= Let's Play Post Office =

Game show about delivering mail with obstacles

Let's Play Post Office is an American game show which aired on NBC from September 27, 1965 to July 1, 1966. Don Morrow was the host, with Bill Wendell and Wayne Howell as announcers. Paul Taubman, who had previously worked with Morrow on Camouflage, provided music.

The series aired at 12:30 PM Eastern and was the second game show by Merv Griffin Productions; the first was Jeopardy!, which had premiered on NBC eighteen months earlier (and in fact had moved to noon on the day Post Office debuted, thus becoming the show's lead-in throughout its run). The show was created by Louise Adamo.

==Gameplay==
Three contestants competed, one usually a returning champion, to identify celebrities from fictitious letters they might have written. Each letter had a predetermined value of $5–$100.

Morrow would read the letter's postmark, with an openiing dollar value assessed; then began to read the letter one line at a time; the value of the letter decreased as Morrow continued to read. Contestants would shout out "STOP!" at any point to make a guess, by quickly writing down their answers; with a correct answer winning the value of the letter at the point they stopped the reading to compose their answer. Clues were often puns; for example: "The temperature outside is zero.
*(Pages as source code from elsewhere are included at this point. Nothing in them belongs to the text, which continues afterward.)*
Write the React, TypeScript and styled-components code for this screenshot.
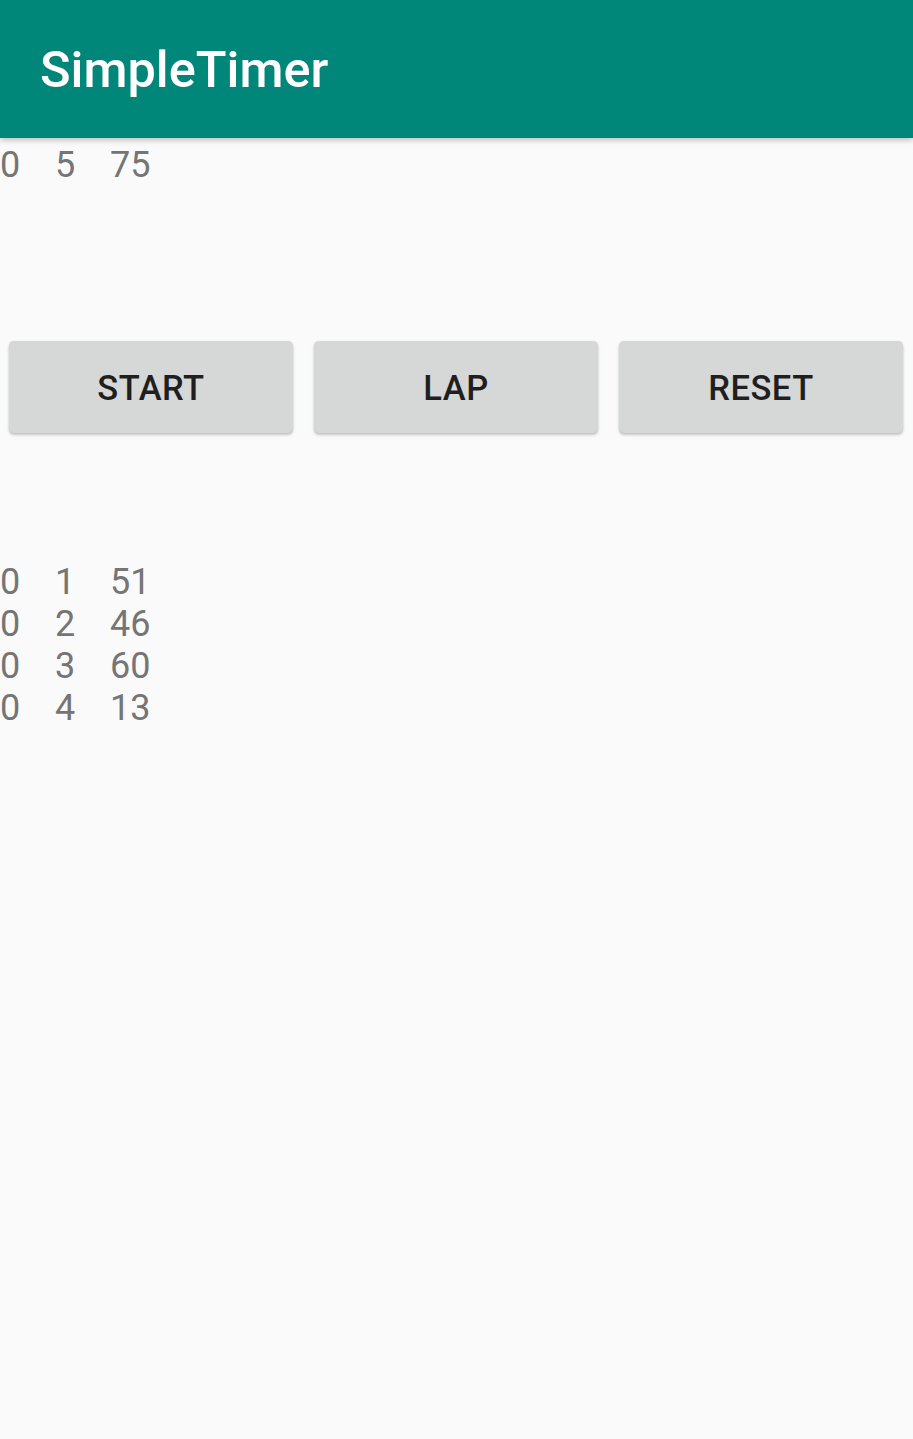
import React from "react";
import styled, { createGlobalStyle } from "styled-components";

const Global = createGlobalStyle`
  html, body { margin: 0; padding: 0; background: #fafafa; }
  body { font-family: Roboto, "Noto Sans", sans-serif; }
`;

const Screen = styled.div`
  width: 913px;
  min-height: 1439px;
  background: #fafafa;
  display: flex;
  flex-direction: column;
`;

const AppBar = styled.header`
  height: 138px;
  background: #00877a;
  display: flex;
  align-items: center;
  padding-left: 40px;
  box-shadow: 0 2px 6px rgba(0, 0, 0, 0.25);
  position: relative;
  z-index: 1;
`;

const Title = styled.h1`
  margin: 0;
  color: #ffffff;
  font-family: Roboto, sans-serif;
  font-weight: 500;
  font-size: 50.5px;
  letter-spacing: 0;
`;

const TimeRow = styled.div`
  display: grid;
  grid-template-columns: 55px 55px auto;
  font-family: Roboto, sans-serif;
  font-size: 36px;
  line-height: 42px;
  color: #757575;
`;

const Current = styled.div`
  padding-top: 6px;
  margin-bottom: 155px;
`;

const Buttons = styled.div`
  display: grid;
  grid-template-columns: repeat(3, 1fr);
  gap: 21px;
  padding: 0 10px 0 9px;
  height: 92px;
`;

const Button = styled.button`
  border: none;
  border-radius: 5px;
  background: #d6d7d7;
  color: #1f1f1f;
  font-family: Roboto, sans-serif;
  font-weight: 500;
  font-size: 34.5px;
  letter-spacing: 0.5px;
  padding: 2px 0 0;
  box-shadow: 0 2px 3px rgba(0, 0, 0, 0.22), 0 0 1px rgba(0, 0, 0, 0.12);
`;

const Laps = styled.div`
  margin-top: 128px;
`;

const laps = [
  ["0", "1", "51"],
  ["0", "2", "46"],
  ["0", "3", "60"],
  ["0", "4", "13"],
];

export default function App() {
  return (
    <Screen>
      <Global />
      <AppBar>
        <Title>SimpleTimer</Title>
      </AppBar>
      <Current>
        <TimeRow>
          <span>0</span>
          <span>5</span>
          <span>75</span>
        </TimeRow>
      </Current>
      <Buttons>
        <Button>START</Button>
        <Button>LAP</Button>
        <Button>RESET</Button>
      </Buttons>
      <Laps>
        {laps.map((l, i) => (
          <TimeRow key={i}>
            <span>{l[0]}</span>
            <span>{l[1]}</span>
            <span>{l[2]}</span>
          </TimeRow>
        ))}
      </Laps>
    </Screen>
  );
}
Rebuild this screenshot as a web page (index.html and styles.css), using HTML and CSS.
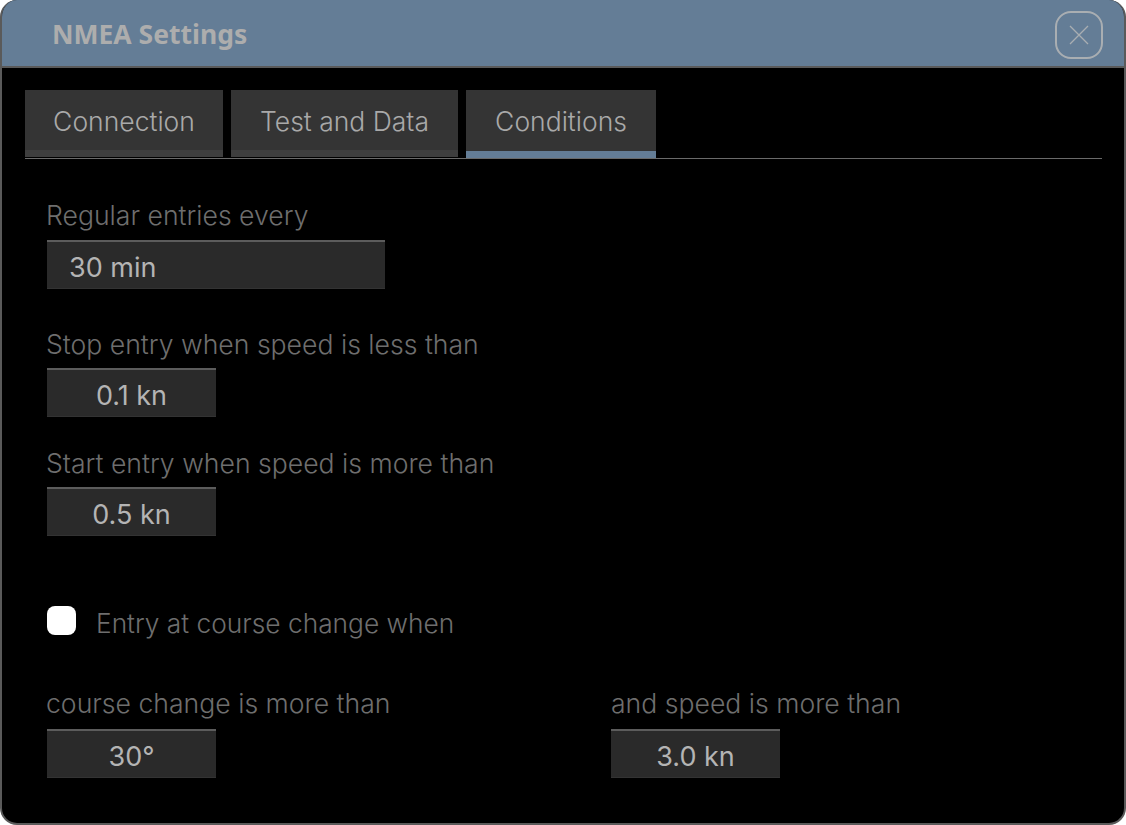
FILE: index.html
```html
<html>
    <head>
        <title>NMEA Settings</title>
        <link rel="stylesheet" href="styles.css">
    </head>
    <body>
        <div class="dialog">
            <div class="titlebar">
                <span class="title">NMEA Settings</span>
                <button class="close">
                    <svg width="20" height="20" viewBox="0 0 20 20"><path d="M1 1L19 19M19 1L1 19" stroke="#a9aeb2" stroke-width="1.3" fill="none"/></svg>
                </button>
            </div>
            <div class="content">
                <div class="tabs">
                    <div class="tab tab1">Connection</div>
                    <div class="tab tab2">Test and Data</div>
                    <div class="tab tab3 active">Conditions</div>
                </div>
                <div class="label first">Regular entries every</div>
                <div class="field wide">30 min</div>
                <div class="label stop">Stop entry when speed is less than</div>
                <div class="field">0.1 kn</div>
                <div class="label start">Start entry when speed is more than</div>
                <div class="field">0.5 kn</div>
                <div class="check">
                    <span class="box"></span>
                    <span class="checktext">Entry at course change when</span>
                </div>
                <div class="cols">
                    <div class="col">
                        <div class="label">course change is more than</div>
                        <div class="field">30°</div>
                    </div>
                    <div class="col">
                        <div class="label">and speed is more than</div>
                        <div class="field">3.0 kn</div>
                    </div>
                </div>
            </div>
        </div>
    </body>
</html>
```

FILE: styles.css
```css
html,body{
    margin: 0;
    background-color: white;
}
body{
    width: 1126px;
    height: 825px;
    overflow: hidden;
    font-family: "Inter", "Noto Sans", sans-serif;
}
.dialog{
    box-sizing: border-box;
    width: 1126px;
    height: 825px;
    background-color: black;
    border: 2px solid #5a5a5a;
    border-top: none;
    border-radius: 17px;
    overflow: hidden;
}
.titlebar{
    box-sizing: border-box;
    height: 68px;
    background-color: #647d96;
    border-bottom: 2px solid #5a5a5a;
    display: flex;
    align-items: center;
    justify-content: space-between;
    padding: 0 21px 0 50px;
}
.title{
    font-family: "Noto Sans", sans-serif;
    font-size: 26.5px;
    font-weight: 700;
    color: #adadad;
    margin-top: 1px;
}
.close{
    box-sizing: border-box;
    width: 48px;
    height: 48px;
    margin-top: 4px;
    border: 2px solid #a9aeb2;
    border-radius: 16px;
    background: none;
    padding: 0;
    display: flex;
    align-items: center;
    justify-content: center;
}
.content{
    padding: 22px 22px 0 23px;
}
.tabs{
    display: flex;
    gap: 8px;
    height: 68px;
    border-bottom: 1px solid #6a6a6a;
}
.tab{
    box-sizing: border-box;
    height: 67px;
    padding-top: 15px;
    text-align: center;
    background-color: #343434;
    border-bottom: 7px solid #3e3e3e;
    color: #a9a9a9;
    font-size: 26.5px;
    font-weight: 300;
}
.tab1{
    width: 198px;
}
.tab2{
    width: 227px;
}
.tab3{
    width: 190px;
}
.tab.active{
    height: 68px;
    border-bottom: 7px solid #647d96;
}
.label{
    color: #6e6e6e;
    font-size: 26.6px;
    font-weight: 300;
    line-height: 32px;
    margin-left: 21px;
    margin-bottom: 8px;
}
.first{
    margin-top: 40px;
    margin-bottom: 9px;
}
.stop{
    margin-top: 39px;
}
.start{
    margin-top: 30px;
}
.field{
    box-sizing: border-box;
    width: 169px;
    height: 49px;
    margin-left: 22px;
    background-color: #2a2a2a;
    border-top: 2px solid #5c5c5c;
    border-bottom: 1px solid #333333;
    color: #b4b4b4;
    font-size: 27px;
    line-height: 52px;
    text-align: center;
}
.wide{
    width: 338px;
    text-align: left;
    padding-left: 22px;
}
.check{
    display: flex;
    align-items: center;
    gap: 20px;
    margin-top: 65px;
    margin-left: 22px;
    height: 44px;
}
.box{
    width: 29px;
    height: 29px;
    margin-top: -6px;
    background-color: white;
    border-radius: 8px;
}
.checktext{
    color: #6e6e6e;
    font-size: 26.3px;
    font-weight: 300;
}
.cols{
    display: flex;
    margin-top: 42px;
}
.col{
    flex: none;
    width: 564px;
}
.col .label{
    margin-bottom: 10px;
}
.col + .col .label{
    margin-left: 22px;
}
```
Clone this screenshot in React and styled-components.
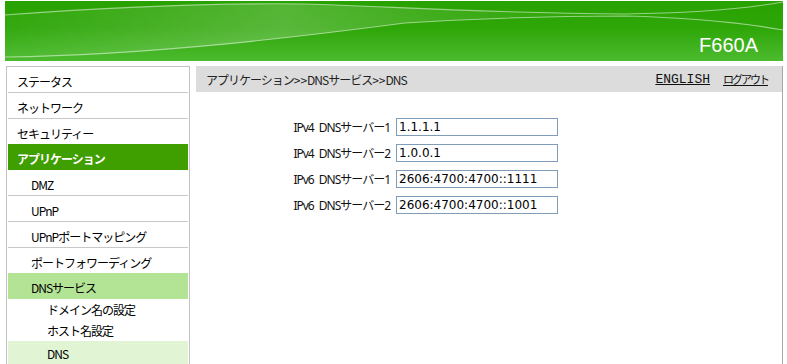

I mostel you." (Answer: Zero Mostel.)

===Zip round===

The final round had five one-line messages, with the contestants trying to identify the name of each "sender" by signalng with a lock-out device. Correct answers added $25, while wrong answers deducted $25.

The high scorer after this round became champion and returned on the following episode.

==Set==
The set was designed like a small-town post office. The contestant podiums resembled stamp windows, while Morrow's podium resembled a street-corner mailbox and the board looked like a giant envelope.

==Introduction==

Don Morrow was always introduced as the "postmaster of ceremonies."